[start of COLLECTED MATERIAL]
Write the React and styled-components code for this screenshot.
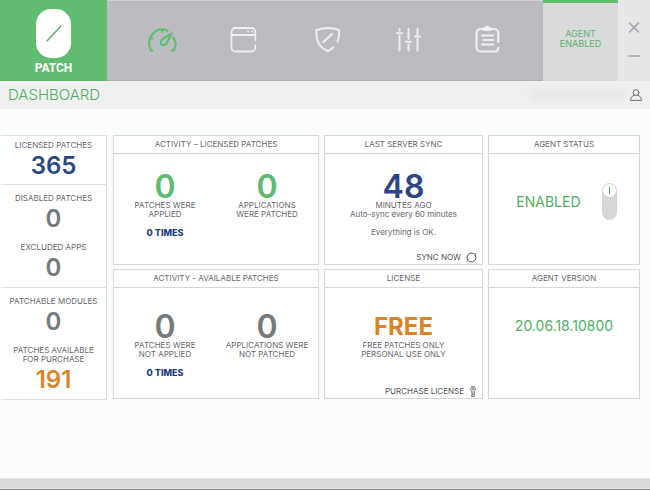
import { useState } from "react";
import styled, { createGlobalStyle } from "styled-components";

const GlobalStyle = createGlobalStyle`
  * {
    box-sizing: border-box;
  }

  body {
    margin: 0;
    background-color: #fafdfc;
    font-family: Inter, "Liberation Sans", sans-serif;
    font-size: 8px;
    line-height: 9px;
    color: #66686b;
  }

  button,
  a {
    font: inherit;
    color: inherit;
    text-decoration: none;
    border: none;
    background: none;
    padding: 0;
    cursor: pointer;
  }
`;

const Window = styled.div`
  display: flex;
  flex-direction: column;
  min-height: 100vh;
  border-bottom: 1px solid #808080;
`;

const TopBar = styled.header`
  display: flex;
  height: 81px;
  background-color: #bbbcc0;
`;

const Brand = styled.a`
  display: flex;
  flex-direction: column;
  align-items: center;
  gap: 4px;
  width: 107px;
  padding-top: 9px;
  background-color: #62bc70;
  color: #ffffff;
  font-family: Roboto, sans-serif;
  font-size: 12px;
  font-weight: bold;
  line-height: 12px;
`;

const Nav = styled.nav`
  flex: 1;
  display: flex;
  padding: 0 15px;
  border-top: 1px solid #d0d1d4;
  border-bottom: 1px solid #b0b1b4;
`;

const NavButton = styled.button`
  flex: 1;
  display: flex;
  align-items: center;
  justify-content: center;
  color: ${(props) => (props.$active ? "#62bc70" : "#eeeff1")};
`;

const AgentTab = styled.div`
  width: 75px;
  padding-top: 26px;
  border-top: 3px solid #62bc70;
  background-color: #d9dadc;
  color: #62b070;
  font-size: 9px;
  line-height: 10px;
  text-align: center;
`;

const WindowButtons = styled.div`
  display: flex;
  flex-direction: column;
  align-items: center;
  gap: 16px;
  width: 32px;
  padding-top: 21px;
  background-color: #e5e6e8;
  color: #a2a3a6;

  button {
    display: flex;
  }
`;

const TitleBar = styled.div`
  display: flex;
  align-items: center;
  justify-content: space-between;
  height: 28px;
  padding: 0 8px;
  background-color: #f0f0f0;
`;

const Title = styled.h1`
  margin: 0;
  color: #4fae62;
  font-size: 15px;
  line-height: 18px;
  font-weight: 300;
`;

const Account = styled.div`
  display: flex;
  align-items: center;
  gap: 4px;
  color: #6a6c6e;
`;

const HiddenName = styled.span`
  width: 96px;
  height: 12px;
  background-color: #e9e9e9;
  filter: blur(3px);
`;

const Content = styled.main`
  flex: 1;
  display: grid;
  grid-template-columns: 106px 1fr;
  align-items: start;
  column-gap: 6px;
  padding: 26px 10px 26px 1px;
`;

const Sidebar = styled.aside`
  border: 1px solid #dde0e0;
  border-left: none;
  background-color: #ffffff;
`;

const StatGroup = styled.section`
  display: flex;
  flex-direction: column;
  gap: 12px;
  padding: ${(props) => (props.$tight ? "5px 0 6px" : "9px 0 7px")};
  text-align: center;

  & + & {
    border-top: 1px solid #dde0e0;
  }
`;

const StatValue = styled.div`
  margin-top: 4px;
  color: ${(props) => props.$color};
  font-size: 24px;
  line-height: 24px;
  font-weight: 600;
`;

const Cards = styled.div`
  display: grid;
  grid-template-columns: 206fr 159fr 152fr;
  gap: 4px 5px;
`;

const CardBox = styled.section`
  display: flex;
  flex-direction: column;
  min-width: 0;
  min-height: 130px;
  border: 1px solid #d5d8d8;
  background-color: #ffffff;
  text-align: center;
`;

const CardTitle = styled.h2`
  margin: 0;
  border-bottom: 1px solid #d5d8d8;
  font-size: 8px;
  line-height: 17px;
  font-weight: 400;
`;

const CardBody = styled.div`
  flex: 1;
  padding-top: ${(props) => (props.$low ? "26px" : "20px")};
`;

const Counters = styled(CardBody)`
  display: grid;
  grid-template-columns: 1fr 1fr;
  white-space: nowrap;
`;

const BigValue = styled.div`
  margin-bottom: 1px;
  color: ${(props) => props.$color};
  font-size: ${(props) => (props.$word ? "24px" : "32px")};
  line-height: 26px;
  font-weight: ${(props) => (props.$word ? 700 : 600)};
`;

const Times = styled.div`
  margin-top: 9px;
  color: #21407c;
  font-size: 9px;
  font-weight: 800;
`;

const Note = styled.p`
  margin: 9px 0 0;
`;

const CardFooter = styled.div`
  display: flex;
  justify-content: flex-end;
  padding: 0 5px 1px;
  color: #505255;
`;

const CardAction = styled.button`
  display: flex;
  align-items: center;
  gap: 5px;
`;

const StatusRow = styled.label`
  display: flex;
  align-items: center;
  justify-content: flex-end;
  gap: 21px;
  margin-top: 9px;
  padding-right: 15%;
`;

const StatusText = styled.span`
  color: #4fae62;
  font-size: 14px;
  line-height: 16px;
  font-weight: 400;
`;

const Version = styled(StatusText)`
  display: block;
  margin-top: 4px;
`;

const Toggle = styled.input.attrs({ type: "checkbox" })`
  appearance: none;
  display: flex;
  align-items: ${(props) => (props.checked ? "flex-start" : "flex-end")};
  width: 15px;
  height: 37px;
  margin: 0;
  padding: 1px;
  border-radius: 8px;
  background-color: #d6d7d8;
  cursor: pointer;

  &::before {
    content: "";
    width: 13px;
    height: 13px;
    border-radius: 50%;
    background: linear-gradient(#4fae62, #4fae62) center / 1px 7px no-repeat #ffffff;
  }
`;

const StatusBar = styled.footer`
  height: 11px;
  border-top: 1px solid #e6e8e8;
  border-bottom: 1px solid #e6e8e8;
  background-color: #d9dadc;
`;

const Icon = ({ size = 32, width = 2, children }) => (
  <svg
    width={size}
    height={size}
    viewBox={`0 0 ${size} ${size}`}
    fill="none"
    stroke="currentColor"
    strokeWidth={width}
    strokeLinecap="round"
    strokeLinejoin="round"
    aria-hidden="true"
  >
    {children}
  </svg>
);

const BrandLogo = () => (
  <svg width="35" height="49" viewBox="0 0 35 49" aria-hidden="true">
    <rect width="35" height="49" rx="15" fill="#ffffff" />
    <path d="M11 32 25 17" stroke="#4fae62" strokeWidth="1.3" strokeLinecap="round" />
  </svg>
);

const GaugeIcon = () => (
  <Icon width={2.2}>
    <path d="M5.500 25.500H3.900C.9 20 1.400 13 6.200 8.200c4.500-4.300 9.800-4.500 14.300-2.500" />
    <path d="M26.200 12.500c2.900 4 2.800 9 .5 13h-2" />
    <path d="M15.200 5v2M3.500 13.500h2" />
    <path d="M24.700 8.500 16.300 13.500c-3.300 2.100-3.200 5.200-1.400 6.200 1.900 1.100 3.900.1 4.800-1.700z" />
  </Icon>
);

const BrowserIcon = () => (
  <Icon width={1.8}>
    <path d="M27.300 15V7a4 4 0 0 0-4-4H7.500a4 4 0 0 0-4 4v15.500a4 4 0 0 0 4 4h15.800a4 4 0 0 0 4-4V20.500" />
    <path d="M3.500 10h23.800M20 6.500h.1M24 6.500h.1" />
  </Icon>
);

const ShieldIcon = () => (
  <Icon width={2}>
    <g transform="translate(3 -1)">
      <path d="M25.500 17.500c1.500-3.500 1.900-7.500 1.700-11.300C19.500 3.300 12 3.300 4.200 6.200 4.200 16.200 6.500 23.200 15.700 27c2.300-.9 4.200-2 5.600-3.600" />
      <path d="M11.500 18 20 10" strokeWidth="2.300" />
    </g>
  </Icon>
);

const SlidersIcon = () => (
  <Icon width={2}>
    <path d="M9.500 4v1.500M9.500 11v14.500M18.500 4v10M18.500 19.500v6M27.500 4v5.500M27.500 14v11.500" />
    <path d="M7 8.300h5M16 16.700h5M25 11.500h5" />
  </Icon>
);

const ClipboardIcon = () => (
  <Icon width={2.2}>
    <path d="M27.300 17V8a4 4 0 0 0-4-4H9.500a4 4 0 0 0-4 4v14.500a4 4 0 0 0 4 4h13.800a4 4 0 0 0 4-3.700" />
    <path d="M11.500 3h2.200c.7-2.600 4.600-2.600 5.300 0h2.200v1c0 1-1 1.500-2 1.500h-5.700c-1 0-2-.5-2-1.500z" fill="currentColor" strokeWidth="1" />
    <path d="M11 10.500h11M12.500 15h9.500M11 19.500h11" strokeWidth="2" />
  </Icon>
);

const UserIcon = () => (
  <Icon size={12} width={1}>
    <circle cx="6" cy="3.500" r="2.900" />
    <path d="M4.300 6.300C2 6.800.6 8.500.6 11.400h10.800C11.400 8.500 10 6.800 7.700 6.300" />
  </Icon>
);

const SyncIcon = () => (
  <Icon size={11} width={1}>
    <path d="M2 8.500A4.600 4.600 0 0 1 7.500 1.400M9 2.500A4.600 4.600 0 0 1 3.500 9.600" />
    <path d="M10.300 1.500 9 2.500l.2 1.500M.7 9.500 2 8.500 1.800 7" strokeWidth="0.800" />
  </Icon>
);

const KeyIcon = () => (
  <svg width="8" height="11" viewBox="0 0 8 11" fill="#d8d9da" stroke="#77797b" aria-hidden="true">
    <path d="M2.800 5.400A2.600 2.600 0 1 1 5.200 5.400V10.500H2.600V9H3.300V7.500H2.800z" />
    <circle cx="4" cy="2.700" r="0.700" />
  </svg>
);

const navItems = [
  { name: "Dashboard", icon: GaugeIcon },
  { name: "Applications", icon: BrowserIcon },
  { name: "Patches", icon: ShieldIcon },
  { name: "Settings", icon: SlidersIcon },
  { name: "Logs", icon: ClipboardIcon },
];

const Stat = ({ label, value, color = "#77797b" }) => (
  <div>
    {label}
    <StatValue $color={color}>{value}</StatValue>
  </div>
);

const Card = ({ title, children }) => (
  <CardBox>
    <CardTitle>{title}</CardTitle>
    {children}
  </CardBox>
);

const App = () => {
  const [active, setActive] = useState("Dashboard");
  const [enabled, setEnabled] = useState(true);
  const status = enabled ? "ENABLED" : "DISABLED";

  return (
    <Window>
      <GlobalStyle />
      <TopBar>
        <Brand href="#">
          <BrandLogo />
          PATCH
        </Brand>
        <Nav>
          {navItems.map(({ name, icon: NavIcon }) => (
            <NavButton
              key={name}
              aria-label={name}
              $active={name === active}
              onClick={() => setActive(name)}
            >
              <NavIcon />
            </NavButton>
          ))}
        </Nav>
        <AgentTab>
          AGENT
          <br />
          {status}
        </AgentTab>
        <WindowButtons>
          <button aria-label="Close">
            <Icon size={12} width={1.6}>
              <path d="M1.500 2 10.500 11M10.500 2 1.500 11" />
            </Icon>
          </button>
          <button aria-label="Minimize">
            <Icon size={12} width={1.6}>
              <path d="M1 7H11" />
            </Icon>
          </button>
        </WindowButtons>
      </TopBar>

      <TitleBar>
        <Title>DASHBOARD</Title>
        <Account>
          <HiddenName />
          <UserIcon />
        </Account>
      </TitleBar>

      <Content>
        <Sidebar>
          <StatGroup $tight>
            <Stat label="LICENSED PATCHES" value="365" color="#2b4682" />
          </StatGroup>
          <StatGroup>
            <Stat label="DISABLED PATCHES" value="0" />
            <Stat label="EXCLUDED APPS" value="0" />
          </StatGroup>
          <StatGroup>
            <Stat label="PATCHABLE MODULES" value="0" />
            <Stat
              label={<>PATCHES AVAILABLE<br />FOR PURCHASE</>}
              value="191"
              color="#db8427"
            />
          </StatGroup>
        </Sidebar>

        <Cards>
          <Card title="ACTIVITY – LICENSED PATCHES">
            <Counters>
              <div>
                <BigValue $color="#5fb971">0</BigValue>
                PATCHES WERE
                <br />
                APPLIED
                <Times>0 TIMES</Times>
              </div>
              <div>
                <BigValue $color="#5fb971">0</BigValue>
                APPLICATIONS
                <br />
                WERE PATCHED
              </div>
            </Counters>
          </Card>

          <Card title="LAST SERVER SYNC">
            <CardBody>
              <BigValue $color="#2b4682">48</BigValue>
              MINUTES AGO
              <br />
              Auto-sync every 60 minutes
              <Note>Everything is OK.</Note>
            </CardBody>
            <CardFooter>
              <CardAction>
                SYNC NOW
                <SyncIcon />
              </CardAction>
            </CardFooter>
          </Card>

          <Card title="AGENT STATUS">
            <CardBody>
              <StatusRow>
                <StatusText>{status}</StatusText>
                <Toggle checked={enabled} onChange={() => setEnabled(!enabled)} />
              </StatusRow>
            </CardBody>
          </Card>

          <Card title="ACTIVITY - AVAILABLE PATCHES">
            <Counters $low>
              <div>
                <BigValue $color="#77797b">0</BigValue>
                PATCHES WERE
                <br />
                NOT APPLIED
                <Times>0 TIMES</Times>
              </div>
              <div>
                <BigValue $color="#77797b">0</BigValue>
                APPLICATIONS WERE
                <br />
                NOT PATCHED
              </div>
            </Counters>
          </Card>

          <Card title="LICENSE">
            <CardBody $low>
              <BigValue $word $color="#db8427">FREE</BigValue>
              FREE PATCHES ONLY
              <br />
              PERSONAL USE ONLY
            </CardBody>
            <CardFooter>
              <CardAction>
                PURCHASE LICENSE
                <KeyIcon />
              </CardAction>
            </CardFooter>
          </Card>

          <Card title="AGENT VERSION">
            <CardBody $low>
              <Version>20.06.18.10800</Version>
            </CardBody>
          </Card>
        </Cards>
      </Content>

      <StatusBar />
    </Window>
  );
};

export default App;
[end of COLLECTED MATERIAL]
● AIM OF THE EXERCISE:
Copy all lines from the material that include "components".

● CORRECT RESULT:
Write the React and styled-components code for this screenshot.
import styled, { createGlobalStyle } from "styled-components";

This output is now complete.